• [Recorded information]

══════════════════════════════

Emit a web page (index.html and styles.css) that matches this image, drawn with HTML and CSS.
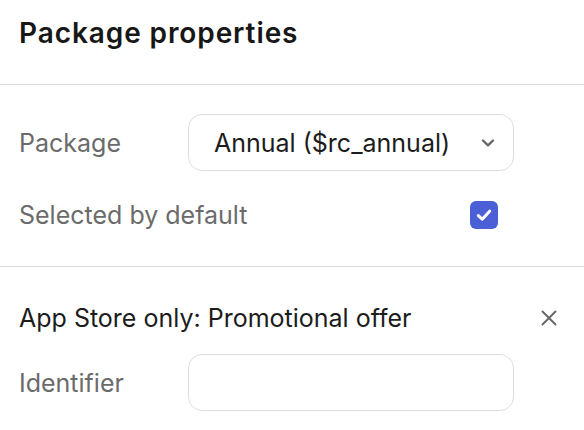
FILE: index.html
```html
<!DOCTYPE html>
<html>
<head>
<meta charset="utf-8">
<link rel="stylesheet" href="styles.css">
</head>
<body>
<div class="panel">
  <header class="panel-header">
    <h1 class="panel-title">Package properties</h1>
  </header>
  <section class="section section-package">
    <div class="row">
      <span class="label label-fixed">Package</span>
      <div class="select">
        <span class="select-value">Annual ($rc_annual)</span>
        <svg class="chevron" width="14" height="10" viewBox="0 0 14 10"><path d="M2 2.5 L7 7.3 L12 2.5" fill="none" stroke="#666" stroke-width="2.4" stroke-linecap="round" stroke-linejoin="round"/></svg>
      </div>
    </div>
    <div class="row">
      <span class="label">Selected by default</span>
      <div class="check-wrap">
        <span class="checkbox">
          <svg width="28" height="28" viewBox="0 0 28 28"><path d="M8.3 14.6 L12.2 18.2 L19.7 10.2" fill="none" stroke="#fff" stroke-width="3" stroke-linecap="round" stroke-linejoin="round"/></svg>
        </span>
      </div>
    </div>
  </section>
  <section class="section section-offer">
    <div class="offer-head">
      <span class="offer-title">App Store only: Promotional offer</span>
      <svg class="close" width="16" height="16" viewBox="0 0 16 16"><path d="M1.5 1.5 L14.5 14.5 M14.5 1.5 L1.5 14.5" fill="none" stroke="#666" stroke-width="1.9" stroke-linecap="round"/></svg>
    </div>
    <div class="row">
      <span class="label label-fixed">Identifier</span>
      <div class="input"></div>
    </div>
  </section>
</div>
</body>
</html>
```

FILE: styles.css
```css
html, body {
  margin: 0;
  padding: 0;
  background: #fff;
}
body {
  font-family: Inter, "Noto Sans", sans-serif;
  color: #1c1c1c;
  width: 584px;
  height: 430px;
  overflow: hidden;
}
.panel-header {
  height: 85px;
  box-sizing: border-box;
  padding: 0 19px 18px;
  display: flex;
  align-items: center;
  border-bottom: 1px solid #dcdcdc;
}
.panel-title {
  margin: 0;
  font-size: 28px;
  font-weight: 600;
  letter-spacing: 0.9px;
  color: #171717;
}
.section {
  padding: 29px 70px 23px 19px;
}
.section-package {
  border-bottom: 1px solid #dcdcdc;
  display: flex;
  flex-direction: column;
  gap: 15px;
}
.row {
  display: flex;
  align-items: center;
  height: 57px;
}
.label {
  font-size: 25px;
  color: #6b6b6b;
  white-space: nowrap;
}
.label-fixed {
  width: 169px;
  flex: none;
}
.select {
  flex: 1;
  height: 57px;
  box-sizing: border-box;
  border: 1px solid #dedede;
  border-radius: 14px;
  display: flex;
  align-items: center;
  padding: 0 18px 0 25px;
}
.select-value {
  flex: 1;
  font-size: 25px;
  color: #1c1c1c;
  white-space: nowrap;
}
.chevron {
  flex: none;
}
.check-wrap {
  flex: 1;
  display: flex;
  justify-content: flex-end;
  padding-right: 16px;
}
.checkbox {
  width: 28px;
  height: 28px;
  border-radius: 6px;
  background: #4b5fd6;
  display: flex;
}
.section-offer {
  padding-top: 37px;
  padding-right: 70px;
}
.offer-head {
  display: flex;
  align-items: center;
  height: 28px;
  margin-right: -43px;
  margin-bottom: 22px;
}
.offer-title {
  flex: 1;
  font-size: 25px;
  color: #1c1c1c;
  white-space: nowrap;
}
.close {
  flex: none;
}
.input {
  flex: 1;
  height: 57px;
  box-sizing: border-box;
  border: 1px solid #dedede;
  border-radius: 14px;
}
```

══════════════════════════════

Give the data again exactly as written, with all pictures left out.

Emit a web page (index.html and styles.css) that matches this image, drawn with HTML and CSS.
FILE: index.html
```html
<!DOCTYPE html>
<html>
<head>
<meta charset="utf-8">
<link rel="stylesheet" href="styles.css">
</head>
<body>
<div class="panel">
  <header class="panel-header">
    <h1 class="panel-title">Package properties</h1>
  </header>
  <section class="section section-package">
    <div class="row">
      <span class="label label-fixed">Package</span>
      <div class="select">
        <span class="select-value">Annual ($rc_annual)</span>
        <svg class="chevron" width="14" height="10" viewBox="0 0 14 10"><path d="M2 2.5 L7 7.3 L12 2.5" fill="none" stroke="#666" stroke-width="2.4" stroke-linecap="round" stroke-linejoin="round"/></svg>
      </div>
    </div>
    <div class="row">
      <span class="label">Selected by default</span>
      <div class="check-wrap">
        <span class="checkbox">
          <svg width="28" height="28" viewBox="0 0 28 28"><path d="M8.3 14.6 L12.2 18.2 L19.7 10.2" fill="none" stroke="#fff" stroke-width="3" stroke-linecap="round" stroke-linejoin="round"/></svg>
        </span>
      </div>
    </div>
  </section>
  <section class="section section-offer">
    <div class="offer-head">
      <span class="offer-title">App Store only: Promotional offer</span>
      <svg class="close" width="16" height="16" viewBox="0 0 16 16"><path d="M1.5 1.5 L14.5 14.5 M14.5 1.5 L1.5 14.5" fill="none" stroke="#666" stroke-width="1.9" stroke-linecap="round"/></svg>
    </div>
    <div class="row">
      <span class="label label-fixed">Identifier</span>
      <div class="input"></div>
    </div>
  </section>
</div>
</body>
</html>
```

FILE: styles.css
```css
html, body {
  margin: 0;
  padding: 0;
  background: #fff;
}
body {
  font-family: Inter, "Noto Sans", sans-serif;
  color: #1c1c1c;
  width: 584px;
  height: 430px;
  overflow: hidden;
}
.panel-header {
  height: 85px;
  box-sizing: border-box;
  padding: 0 19px 18px;
  display: flex;
  align-items: center;
  border-bottom: 1px solid #dcdcdc;
}
.panel-title {
  margin: 0;
  font-size: 28px;
  font-weight: 600;
  letter-spacing: 0.9px;
  color: #171717;
}
.section {
  padding: 29px 70px 23px 19px;
}
.section-package {
  border-bottom: 1px solid #dcdcdc;
  display: flex;
  flex-direction: column;
  gap: 15px;
}
.row {
  display: flex;
  align-items: center;
  height: 57px;
}
.label {
  font-size: 25px;
  color: #6b6b6b;
  white-space: nowrap;
}
.label-fixed {
  width: 169px;
  flex: none;
}
.select {
  flex: 1;
  height: 57px;
  box-sizing: border-box;
  border: 1px solid #dedede;
  border-radius: 14px;
  display: flex;
  align-items: center;
  padding: 0 18px 0 25px;
}
.select-value {
  flex: 1;
  font-size: 25px;
  color: #1c1c1c;
  white-space: nowrap;
}
.chevron {
  flex: none;
}
.check-wrap {
  flex: 1;
  display: flex;
  justify-content: flex-end;
  padding-right: 16px;
}
.checkbox {
  width: 28px;
  height: 28px;
  border-radius: 6px;
  background: #4b5fd6;
  display: flex;
}
.section-offer {
  padding-top: 37px;
  padding-right: 70px;
}
.offer-head {
  display: flex;
  align-items: center;
  height: 28px;
  margin-right: -43px;
  margin-bottom: 22px;
}
.offer-title {
  flex: 1;
  font-size: 25px;
  color: #1c1c1c;
  white-space: nowrap;
}
.close {
  flex: none;
}
.input {
  flex: 1;
  height: 57px;
  box-sizing: border-box;
  border: 1px solid #dedede;
  border-radius: 14px;
}
```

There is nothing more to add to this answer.